### Stated exercise
Write the material out again in full, word for word. Do not include the pictures.

### Data section

##############################

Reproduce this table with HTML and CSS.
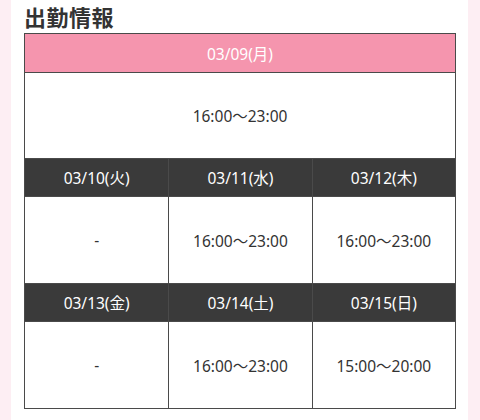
FILE: index.html
```html
<!DOCTYPE html>
<html lang="ja">
<head>
<meta charset="utf-8">
<link rel="stylesheet" href="styles.css">
</head>
<body>
<div class="page">
  <div class="content">
    <h2 class="title">出勤情報</h2>
    <div class="schedule">
      <div class="today">
        <div class="head pink">03/09(月)</div>
        <div class="cell">16:00～23:00</div>
      </div>
      <div class="week">
        <div class="head dark">03/10(火)</div>
        <div class="head dark">03/11(水)</div>
        <div class="head dark">03/12(木)</div>
        <div class="cell">-</div>
        <div class="cell">16:00～23:00</div>
        <div class="cell">16:00～23:00</div>
        <div class="head dark">03/13(金)</div>
        <div class="head dark">03/14(土)</div>
        <div class="head dark">03/15(日)</div>
        <div class="cell">-</div>
        <div class="cell">16:00～23:00</div>
        <div class="cell">15:00～20:00</div>
      </div>
    </div>
  </div>
</div>
</body>
</html>
```
FILE: styles.css
```css
html, body {
  margin: 0;
  padding: 0;
  background: #fdeef3;
}
body {
  font-family: "Noto Sans", "Noto Sans CJK JP", sans-serif;
  color: #333;
}
.page {
  padding: 0 12px 0 11px;
  height: 420px;
  overflow: hidden;
}
.content {
  background: #fff;
  height: 100%;
  padding: 0 12px 0 13px;
}
.title {
  margin: 0;
  padding-top: 2px;
  font-family: "Noto Sans CJK JP", sans-serif;
  font-size: 22px;
  font-weight: bold;
  line-height: 28px;
  height: 31px;
  color: #333;
  letter-spacing: 0.5px;
}
.schedule {
  border: 1px solid #4a4a4a;
  width: 430px;
}
.today .head {
  height: 38px;
}
.today .cell {
  height: 85px;
  border-top: 1px solid #4a4a4a;
}
.head {
  display: flex;
  align-items: center;
  justify-content: center;
  color: #fff;
  font-size: 15.5px;
}
.pink {
  background: #f595ae;
}
.dark {
  background: #3a3a3a;
  height: 37px;
}
.cell {
  display: flex;
  align-items: center;
  justify-content: center;
  font-size: 15.5px;
  color: #333;
  background: #fff;
}
.week {
  display: grid;
  grid-template-columns: 1fr 1fr 1fr;
}
.week > div {
  border-top: 1px solid #4a4a4a;
}
.week > div:nth-child(3n+2),
.week > div:nth-child(3n+3) {
  border-left: 1px solid #4a4a4a;
}
.week .cell {
  height: 86px;
}
```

##############################

### Problem solution
Reproduce this table with HTML and CSS.
FILE: index.html
```html
<!DOCTYPE html>
<html lang="ja">
<head>
<meta charset="utf-8">
<link rel="stylesheet" href="styles.css">
</head>
<body>
<div class="page">
  <div class="content">
    <h2 class="title">出勤情報</h2>
    <div class="schedule">
      <div class="today">
        <div class="head pink">03/09(月)</div>
        <div class="cell">16:00～23:00</div>
      </div>
      <div class="week">
        <div class="head dark">03/10(火)</div>
        <div class="head dark">03/11(水)</div>
        <div class="head dark">03/12(木)</div>
        <div class="cell">-</div>
        <div class="cell">16:00～23:00</div>
        <div class="cell">16:00～23:00</div>
        <div class="head dark">03/13(金)</div>
        <div class="head dark">03/14(土)</div>
        <div class="head dark">03/15(日)</div>
        <div class="cell">-</div>
        <div class="cell">16:00～23:00</div>
        <div class="cell">15:00～20:00</div>
      </div>
    </div>
  </div>
</div>
</body>
</html>
```
FILE: styles.css
```css
html, body {
  margin: 0;
  padding: 0;
  background: #fdeef3;
}
body {
  font-family: "Noto Sans", "Noto Sans CJK JP", sans-serif;
  color: #333;
}
.page {
  padding: 0 12px 0 11px;
  height: 420px;
  overflow: hidden;
}
.content {
  background: #fff;
  height: 100%;
  padding: 0 12px 0 13px;
}
.title {
  margin: 0;
  padding-top: 2px;
  font-family: "Noto Sans CJK JP", sans-serif;
  font-size: 22px;
  font-weight: bold;
  line-height: 28px;
  height: 31px;
  color: #333;
  letter-spacing: 0.5px;
}
.schedule {
  border: 1px solid #4a4a4a;
  width: 430px;
}
.today .head {
  height: 38px;
}
.today .cell {
  height: 85px;
  border-top: 1px solid #4a4a4a;
}
.head {
  display: flex;
  align-items: center;
  justify-content: center;
  color: #fff;
  font-size: 15.5px;
}
.pink {
  background: #f595ae;
}
.dark {
  background: #3a3a3a;
  height: 37px;
}
.cell {
  display: flex;
  align-items: center;
  justify-content: center;
  font-size: 15.5px;
  color: #333;
  background: #fff;
}
.week {
  display: grid;
  grid-template-columns: 1fr 1fr 1fr;
}
.week > div {
  border-top: 1px solid #4a4a4a;
}
.week > div:nth-child(3n+2),
.week > div:nth-child(3n+3) {
  border-left: 1px solid #4a4a4a;
}
.week .cell {
  height: 86px;
}
```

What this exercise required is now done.